### Data lines
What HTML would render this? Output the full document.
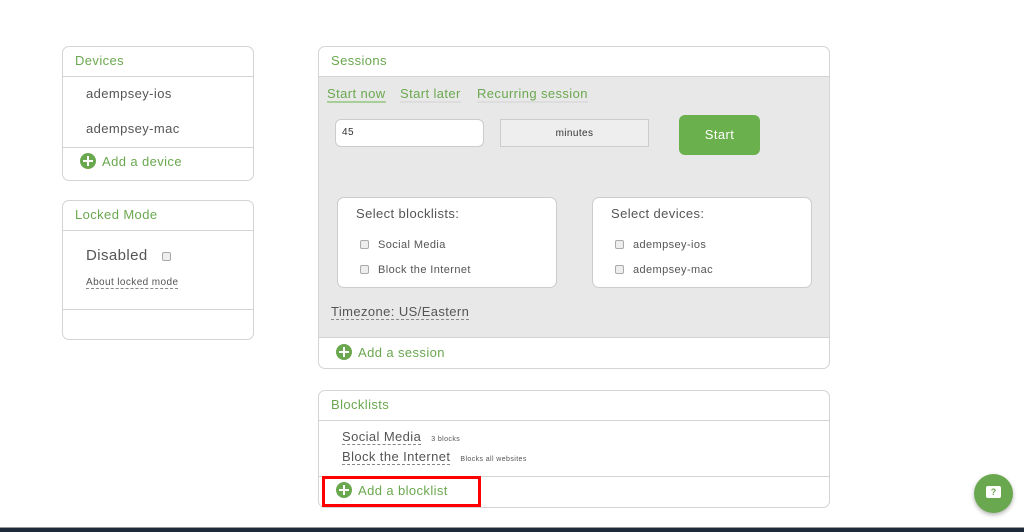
<!DOCTYPE html>
<html><head><meta charset="utf-8"><style>
*{box-sizing:border-box;margin:0;padding:0}
body{width:1024px;height:532px;background:#fff;font-family:"Liberation Sans",sans-serif;position:relative;overflow:hidden;color:#555;letter-spacing:0.4px}
.a{position:absolute}
.panel{position:absolute;border:1px solid #d4d4d4;border-radius:7px;background:#fff;overflow:hidden}
.hd{position:absolute;left:0;right:0;top:0;height:30px;border-bottom:1px solid #d4d4d4;color:#6aa84f;font-size:13px;padding:6px 0 0 12px}
.hr{position:absolute;left:0;right:0;height:1px;background:#d4d4d4}
.t{position:absolute;white-space:nowrap}
.plus{display:inline-block;width:16px;height:16px;border-radius:50%;background:#6aa84f;position:relative;vertical-align:-3px;margin-right:6px}
.plus:before{content:"";position:absolute;left:3px;top:7px;width:10px;height:2px;background:#fff}
.plus:after{content:"";position:absolute;left:7px;top:3px;width:2px;height:10px;background:#fff}
.green{color:#6aa84f}
.cb{display:inline-block;width:9px;height:9px;border:1px solid #aaa;border-radius:2px;background:#eee;vertical-align:-1px;margin-right:9px}
.dash{border-bottom:1px dashed #888}
</style></head><body>

<div class="panel" style="left:62px;top:46px;width:192px;height:135px">
 <div class="hd">Devices</div>
 <div class="t" style="left:23px;top:39px;font-size:13px;color:#555">adempsey-ios</div>
 <div class="t" style="left:23px;top:74px;font-size:13px;color:#555">adempsey-mac</div>
 <div class="hr" style="top:100px"></div>
 <div class="t green" style="left:17px;top:106px;font-size:13px"><span class="plus"></span>Add a device</div>
</div>

<div class="panel" style="left:62px;top:200px;width:192px;height:140px">
 <div class="hd">Locked Mode</div>
 <div class="t" style="left:23px;top:46px;font-size:15px;color:#555">Disabled <span class="cb" style="margin-left:10px"></span></div>
 <div class="t dash" style="left:23px;top:76px;font-size:10px;color:#555">About locked mode</div>
 <div class="hr" style="top:108px"></div>
</div>

<div class="panel" style="left:318px;top:46px;width:512px;height:323px">
 <div class="hd">Sessions</div>
 <div class="a" style="left:0;right:0;top:30px;height:261px;background:#e8e8e8"></div>
 <div class="t green" style="left:8px;top:39px;font-size:13px;border-bottom:2px solid #a8cf98">Start now</div>
 <div class="t green" style="left:81px;top:39px;font-size:13px;border-bottom:2px solid #ddd">Start later</div>
 <div class="t green" style="left:158px;top:39px;font-size:13px;border-bottom:2px solid #ddd">Recurring session</div>
 <div class="a" style="left:16px;top:72px;width:149px;height:28px;background:#fff;border:1px solid #ccc;border-radius:6px;font-size:10px;padding:7px 0 0 6px;color:#333">45</div>
 <div class="a" style="left:181px;top:72px;width:149px;height:28px;background:#eee;border:1px solid #ccc;font-size:10px;text-align:center;padding-top:8px;color:#333">minutes</div>
 <div class="a" style="left:360px;top:68px;width:81px;height:40px;background:#6ab04c;border-radius:6px;color:#fff;font-size:13px;text-align:center;padding-top:12px">Start</div>
 <div class="a" style="left:18px;top:150px;width:220px;height:91px;background:#fff;border:1px solid #ccc;border-radius:7px">
  <div class="t" style="left:18px;top:8px;font-size:13px">Select blocklists:</div>
  <div class="t" style="left:22px;top:41px;font-size:11px"><span class="cb"></span>Social Media</div>
  <div class="t" style="left:22px;top:66px;font-size:11px"><span class="cb"></span>Block the Internet</div>
 </div>
 <div class="a" style="left:273px;top:150px;width:220px;height:91px;background:#fff;border:1px solid #ccc;border-radius:7px">
  <div class="t" style="left:18px;top:8px;font-size:13px">Select devices:</div>
  <div class="t" style="left:22px;top:41px;font-size:11px"><span class="cb"></span>adempsey-ios</div>
  <div class="t" style="left:22px;top:66px;font-size:11px"><span class="cb"></span>adempsey-mac</div>
 </div>
 <div class="t dash" style="left:12px;top:257px;font-size:13px;color:#555">Timezone: US/Eastern</div>
 <div class="hr" style="top:290px"></div>
 <div class="t green" style="left:17px;top:297px;font-size:13px"><span class="plus"></span>Add a session</div>
</div>

<div class="panel" style="left:318px;top:390px;width:512px;height:118px">
 <div class="hd">Blocklists</div>
 <div class="t" style="left:23px;top:38px;font-size:13px"><span class="dash">Social Media</span> <span style="font-size:7px;margin-left:6px">3 blocks</span></div>
 <div class="t" style="left:23px;top:58px;font-size:13px"><span class="dash">Block the Internet</span> <span style="font-size:7px;margin-left:6px">Blocks all websites</span></div>
 <div class="hr" style="top:85px"></div>
 <div class="t green" style="left:17px;top:91px;font-size:13px"><span class="plus"></span>Add a blocklist</div>
</div>
<div class="a" style="left:322px;top:476px;width:159px;height:31px;border:3px solid #f00"></div>

<div class="a" style="left:974px;top:474px;width:39px;height:39px;border-radius:50%;background:#6aa84f;box-shadow:0 2px 4px rgba(0,0,0,.3)">
 <div class="a" style="left:12px;top:12px;width:15px;height:12px;background:#fff;border-radius:2px;font-size:9px;font-weight:bold;color:#6aa84f;text-align:center;line-height:12px;letter-spacing:0">?</div>
</div>

<div class="a" style="left:0;top:527px;width:1024px;height:5px;background:#1e2a3a;border-top:1px solid #999"></div>
</body></html>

### What is being asked
Except for the pictures, reproduce every line exactly.

### Solved problem
What HTML would render this? Output the full document.
<!DOCTYPE html>
<html><head><meta charset="utf-8"><style>
*{box-sizing:border-box;margin:0;padding:0}
body{width:1024px;height:532px;background:#fff;font-family:"Liberation Sans",sans-serif;position:relative;overflow:hidden;color:#555;letter-spacing:0.4px}
.a{position:absolute}
.panel{position:absolute;border:1px solid #d4d4d4;border-radius:7px;background:#fff;overflow:hidden}
.hd{position:absolute;left:0;right:0;top:0;height:30px;border-bottom:1px solid #d4d4d4;color:#6aa84f;font-size:13px;padding:6px 0 0 12px}
.hr{position:absolute;left:0;right:0;height:1px;background:#d4d4d4}
.t{position:absolute;white-space:nowrap}
.plus{display:inline-block;width:16px;height:16px;border-radius:50%;background:#6aa84f;position:relative;vertical-align:-3px;margin-right:6px}
.plus:before{content:"";position:absolute;left:3px;top:7px;width:10px;height:2px;background:#fff}
.plus:after{content:"";position:absolute;left:7px;top:3px;width:2px;height:10px;background:#fff}
.green{color:#6aa84f}
.cb{display:inline-block;width:9px;height:9px;border:1px solid #aaa;border-radius:2px;background:#eee;vertical-align:-1px;margin-right:9px}
.dash{border-bottom:1px dashed #888}
</style></head><body>

<div class="panel" style="left:62px;top:46px;width:192px;height:135px">
 <div class="hd">Devices</div>
 <div class="t" style="left:23px;top:39px;font-size:13px;color:#555">adempsey-ios</div>
 <div class="t" style="left:23px;top:74px;font-size:13px;color:#555">adempsey-mac</div>
 <div class="hr" style="top:100px"></div>
 <div class="t green" style="left:17px;top:106px;font-size:13px"><span class="plus"></span>Add a device</div>
</div>

<div class="panel" style="left:62px;top:200px;width:192px;height:140px">
 <div class="hd">Locked Mode</div>
 <div class="t" style="left:23px;top:46px;font-size:15px;color:#555">Disabled <span class="cb" style="margin-left:10px"></span></div>
 <div class="t dash" style="left:23px;top:76px;font-size:10px;color:#555">About locked mode</div>
 <div class="hr" style="top:108px"></div>
</div>

<div class="panel" style="left:318px;top:46px;width:512px;height:323px">
 <div class="hd">Sessions</div>
 <div class="a" style="left:0;right:0;top:30px;height:261px;background:#e8e8e8"></div>
 <div class="t green" style="left:8px;top:39px;font-size:13px;border-bottom:2px solid #a8cf98">Start now</div>
 <div class="t green" style="left:81px;top:39px;font-size:13px;border-bottom:2px solid #ddd">Start later</div>
 <div class="t green" style="left:158px;top:39px;font-size:13px;border-bottom:2px solid #ddd">Recurring session</div>
 <div class="a" style="left:16px;top:72px;width:149px;height:28px;background:#fff;border:1px solid #ccc;border-radius:6px;font-size:10px;padding:7px 0 0 6px;color:#333">45</div>
 <div class="a" style="left:181px;top:72px;width:149px;height:28px;background:#eee;border:1px solid #ccc;font-size:10px;text-align:center;padding-top:8px;color:#333">minutes</div>
 <div class="a" style="left:360px;top:68px;width:81px;height:40px;background:#6ab04c;border-radius:6px;color:#fff;font-size:13px;text-align:center;padding-top:12px">Start</div>
 <div class="a" style="left:18px;top:150px;width:220px;height:91px;background:#fff;border:1px solid #ccc;border-radius:7px">
  <div class="t" style="left:18px;top:8px;font-size:13px">Select blocklists:</div>
  <div class="t" style="left:22px;top:41px;font-size:11px"><span class="cb"></span>Social Media</div>
  <div class="t" style="left:22px;top:66px;font-size:11px"><span class="cb"></span>Block the Internet</div>
 </div>
 <div class="a" style="left:273px;top:150px;width:220px;height:91px;background:#fff;border:1px solid #ccc;border-radius:7px">
  <div class="t" style="left:18px;top:8px;font-size:13px">Select devices:</div>
  <div class="t" style="left:22px;top:41px;font-size:11px"><span class="cb"></span>adempsey-ios</div>
  <div class="t" style="left:22px;top:66px;font-size:11px"><span class="cb"></span>adempsey-mac</div>
 </div>
 <div class="t dash" style="left:12px;top:257px;font-size:13px;color:#555">Timezone: US/Eastern</div>
 <div class="hr" style="top:290px"></div>
 <div class="t green" style="left:17px;top:297px;font-size:13px"><span class="plus"></span>Add a session</div>
</div>

<div class="panel" style="left:318px;top:390px;width:512px;height:118px">
 <div class="hd">Blocklists</div>
 <div class="t" style="left:23px;top:38px;font-size:13px"><span class="dash">Social Media</span> <span style="font-size:7px;margin-left:6px">3 blocks</span></div>
 <div class="t" style="left:23px;top:58px;font-size:13px"><span class="dash">Block the Internet</span> <span style="font-size:7px;margin-left:6px">Blocks all websites</span></div>
 <div class="hr" style="top:85px"></div>
 <div class="t green" style="left:17px;top:91px;font-size:13px"><span class="plus"></span>Add a blocklist</div>
</div>
<div class="a" style="left:322px;top:476px;width:159px;height:31px;border:3px solid #f00"></div>

<div class="a" style="left:974px;top:474px;width:39px;height:39px;border-radius:50%;background:#6aa84f;box-shadow:0 2px 4px rgba(0,0,0,.3)">
 <div class="a" style="left:12px;top:12px;width:15px;height:12px;background:#fff;border-radius:2px;font-size:9px;font-weight:bold;color:#6aa84f;text-align:center;line-height:12px;letter-spacing:0">?</div>
</div>

<div class="a" style="left:0;top:527px;width:1024px;height:5px;background:#1e2a3a;border-top:1px solid #999"></div>
</body></html>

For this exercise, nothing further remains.